» **Available data**:

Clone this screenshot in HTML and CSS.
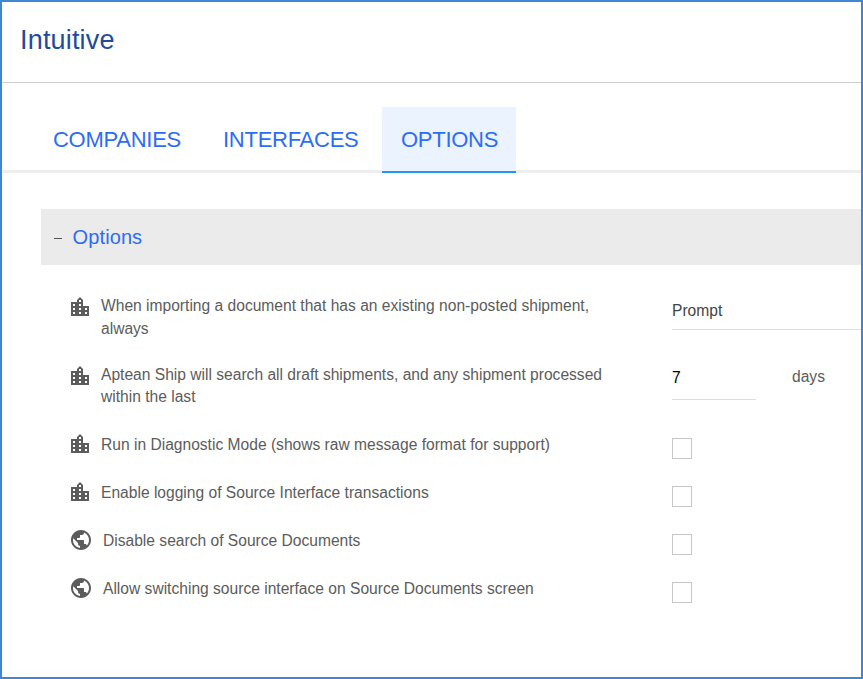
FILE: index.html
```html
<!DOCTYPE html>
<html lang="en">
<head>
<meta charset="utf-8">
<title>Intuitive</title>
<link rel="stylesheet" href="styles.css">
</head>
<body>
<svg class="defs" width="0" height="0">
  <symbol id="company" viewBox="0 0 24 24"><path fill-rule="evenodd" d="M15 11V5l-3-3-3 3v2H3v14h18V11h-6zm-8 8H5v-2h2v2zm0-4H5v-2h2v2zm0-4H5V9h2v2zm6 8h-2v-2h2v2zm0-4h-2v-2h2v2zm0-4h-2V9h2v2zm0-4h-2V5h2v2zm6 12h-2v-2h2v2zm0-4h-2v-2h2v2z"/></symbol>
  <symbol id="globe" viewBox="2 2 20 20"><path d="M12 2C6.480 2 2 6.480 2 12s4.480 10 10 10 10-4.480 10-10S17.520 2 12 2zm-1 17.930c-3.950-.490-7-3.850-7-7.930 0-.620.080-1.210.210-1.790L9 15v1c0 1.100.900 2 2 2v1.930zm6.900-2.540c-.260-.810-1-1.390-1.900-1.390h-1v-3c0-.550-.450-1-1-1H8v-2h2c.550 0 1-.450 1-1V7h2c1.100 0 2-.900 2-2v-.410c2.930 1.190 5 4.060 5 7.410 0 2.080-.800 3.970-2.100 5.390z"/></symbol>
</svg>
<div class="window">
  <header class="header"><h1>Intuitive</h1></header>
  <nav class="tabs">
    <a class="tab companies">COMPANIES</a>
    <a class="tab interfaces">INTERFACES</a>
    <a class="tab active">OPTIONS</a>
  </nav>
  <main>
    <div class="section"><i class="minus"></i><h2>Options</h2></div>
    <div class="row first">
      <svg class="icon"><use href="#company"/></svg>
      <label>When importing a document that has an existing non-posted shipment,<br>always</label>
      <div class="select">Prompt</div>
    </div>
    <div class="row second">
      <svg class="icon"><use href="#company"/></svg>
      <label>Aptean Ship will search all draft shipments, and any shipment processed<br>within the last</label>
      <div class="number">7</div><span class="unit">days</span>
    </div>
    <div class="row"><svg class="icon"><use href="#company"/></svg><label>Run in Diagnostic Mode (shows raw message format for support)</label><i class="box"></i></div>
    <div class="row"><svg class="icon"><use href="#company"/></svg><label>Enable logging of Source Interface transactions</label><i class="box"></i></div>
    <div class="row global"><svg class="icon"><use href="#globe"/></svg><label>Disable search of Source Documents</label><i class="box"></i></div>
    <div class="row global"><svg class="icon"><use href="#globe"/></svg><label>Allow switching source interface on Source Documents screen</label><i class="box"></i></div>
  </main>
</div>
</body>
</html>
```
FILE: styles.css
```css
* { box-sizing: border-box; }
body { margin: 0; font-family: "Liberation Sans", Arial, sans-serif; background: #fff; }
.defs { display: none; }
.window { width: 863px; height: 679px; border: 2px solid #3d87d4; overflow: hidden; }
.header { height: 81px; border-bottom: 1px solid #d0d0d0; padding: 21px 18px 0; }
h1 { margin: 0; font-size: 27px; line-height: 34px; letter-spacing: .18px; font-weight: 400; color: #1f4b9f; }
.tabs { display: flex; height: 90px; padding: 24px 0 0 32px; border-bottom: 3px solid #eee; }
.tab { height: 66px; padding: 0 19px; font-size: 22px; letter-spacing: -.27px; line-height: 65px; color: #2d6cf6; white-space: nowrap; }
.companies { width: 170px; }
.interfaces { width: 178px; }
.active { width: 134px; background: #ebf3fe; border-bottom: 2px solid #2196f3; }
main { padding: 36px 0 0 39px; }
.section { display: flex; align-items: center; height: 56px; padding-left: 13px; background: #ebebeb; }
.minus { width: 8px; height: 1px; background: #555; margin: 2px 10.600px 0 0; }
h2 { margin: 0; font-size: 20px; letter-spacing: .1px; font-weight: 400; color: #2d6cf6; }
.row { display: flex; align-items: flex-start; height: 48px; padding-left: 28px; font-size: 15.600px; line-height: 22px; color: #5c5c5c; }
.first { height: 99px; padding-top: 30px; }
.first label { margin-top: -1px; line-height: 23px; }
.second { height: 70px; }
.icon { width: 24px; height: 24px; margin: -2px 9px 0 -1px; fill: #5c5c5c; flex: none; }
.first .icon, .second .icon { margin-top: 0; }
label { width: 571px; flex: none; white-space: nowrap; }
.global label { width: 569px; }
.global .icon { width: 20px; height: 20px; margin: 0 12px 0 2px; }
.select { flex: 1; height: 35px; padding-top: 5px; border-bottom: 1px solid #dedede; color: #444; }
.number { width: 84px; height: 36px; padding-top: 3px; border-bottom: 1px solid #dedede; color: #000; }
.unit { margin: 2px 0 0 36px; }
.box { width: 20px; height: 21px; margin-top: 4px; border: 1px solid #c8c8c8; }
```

» **Exercise description**:
Your copy of the data should match it exactly, except that pictures are left out.

» **Answer for the task**:
Clone this screenshot in HTML and CSS.
FILE: index.html
```html
<!DOCTYPE html>
<html lang="en">
<head>
<meta charset="utf-8">
<title>Intuitive</title>
<link rel="stylesheet" href="styles.css">
</head>
<body>
<svg class="defs" width="0" height="0">
  <symbol id="company" viewBox="0 0 24 24"><path fill-rule="evenodd" d="M15 11V5l-3-3-3 3v2H3v14h18V11h-6zm-8 8H5v-2h2v2zm0-4H5v-2h2v2zm0-4H5V9h2v2zm6 8h-2v-2h2v2zm0-4h-2v-2h2v2zm0-4h-2V9h2v2zm0-4h-2V5h2v2zm6 12h-2v-2h2v2zm0-4h-2v-2h2v2z"/></symbol>
  <symbol id="globe" viewBox="2 2 20 20"><path d="M12 2C6.480 2 2 6.480 2 12s4.480 10 10 10 10-4.480 10-10S17.520 2 12 2zm-1 17.930c-3.950-.490-7-3.850-7-7.930 0-.620.080-1.210.210-1.790L9 15v1c0 1.100.900 2 2 2v1.930zm6.900-2.540c-.260-.810-1-1.390-1.900-1.390h-1v-3c0-.550-.450-1-1-1H8v-2h2c.550 0 1-.450 1-1V7h2c1.100 0 2-.900 2-2v-.410c2.930 1.190 5 4.060 5 7.410 0 2.080-.800 3.970-2.100 5.390z"/></symbol>
</svg>
<div class="window">
  <header class="header"><h1>Intuitive</h1></header>
  <nav class="tabs">
    <a class="tab companies">COMPANIES</a>
    <a class="tab interfaces">INTERFACES</a>
    <a class="tab active">OPTIONS</a>
  </nav>
  <main>
    <div class="section"><i class="minus"></i><h2>Options</h2></div>
    <div class="row first">
      <svg class="icon"><use href="#company"/></svg>
      <label>When importing a document that has an existing non-posted shipment,<br>always</label>
      <div class="select">Prompt</div>
    </div>
    <div class="row second">
      <svg class="icon"><use href="#company"/></svg>
      <label>Aptean Ship will search all draft shipments, and any shipment processed<br>within the last</label>
      <div class="number">7</div><span class="unit">days</span>
    </div>
    <div class="row"><svg class="icon"><use href="#company"/></svg><label>Run in Diagnostic Mode (shows raw message format for support)</label><i class="box"></i></div>
    <div class="row"><svg class="icon"><use href="#company"/></svg><label>Enable logging of Source Interface transactions</label><i class="box"></i></div>
    <div class="row global"><svg class="icon"><use href="#globe"/></svg><label>Disable search of Source Documents</label><i class="box"></i></div>
    <div class="row global"><svg class="icon"><use href="#globe"/></svg><label>Allow switching source interface on Source Documents screen</label><i class="box"></i></div>
  </main>
</div>
</body>
</html>
```
FILE: styles.css
```css
* { box-sizing: border-box; }
body { margin: 0; font-family: "Liberation Sans", Arial, sans-serif; background: #fff; }
.defs { display: none; }
.window { width: 863px; height: 679px; border: 2px solid #3d87d4; overflow: hidden; }
.header { height: 81px; border-bottom: 1px solid #d0d0d0; padding: 21px 18px 0; }
h1 { margin: 0; font-size: 27px; line-height: 34px; letter-spacing: .18px; font-weight: 400; color: #1f4b9f; }
.tabs { display: flex; height: 90px; padding: 24px 0 0 32px; border-bottom: 3px solid #eee; }
.tab { height: 66px; padding: 0 19px; font-size: 22px; letter-spacing: -.27px; line-height: 65px; color: #2d6cf6; white-space: nowrap; }
.companies { width: 170px; }
.interfaces { width: 178px; }
.active { width: 134px; background: #ebf3fe; border-bottom: 2px solid #2196f3; }
main { padding: 36px 0 0 39px; }
.section { display: flex; align-items: center; height: 56px; padding-left: 13px; background: #ebebeb; }
.minus { width: 8px; height: 1px; background: #555; margin: 2px 10.600px 0 0; }
h2 { margin: 0; font-size: 20px; letter-spacing: .1px; font-weight: 400; color: #2d6cf6; }
.row { display: flex; align-items: flex-start; height: 48px; padding-left: 28px; font-size: 15.600px; line-height: 22px; color: #5c5c5c; }
.first { height: 99px; padding-top: 30px; }
.first label { margin-top: -1px; line-height: 23px; }
.second { height: 70px; }
.icon { width: 24px; height: 24px; margin: -2px 9px 0 -1px; fill: #5c5c5c; flex: none; }
.first .icon, .second .icon { margin-top: 0; }
label { width: 571px; flex: none; white-space: nowrap; }
.global label { width: 569px; }
.global .icon { width: 20px; height: 20px; margin: 0 12px 0 2px; }
.select { flex: 1; height: 35px; padding-top: 5px; border-bottom: 1px solid #dedede; color: #444; }
.number { width: 84px; height: 36px; padding-top: 3px; border-bottom: 1px solid #dedede; color: #000; }
.unit { margin: 2px 0 0 36px; }
.box { width: 20px; height: 21px; margin-top: 4px; border: 1px solid #c8c8c8; }
```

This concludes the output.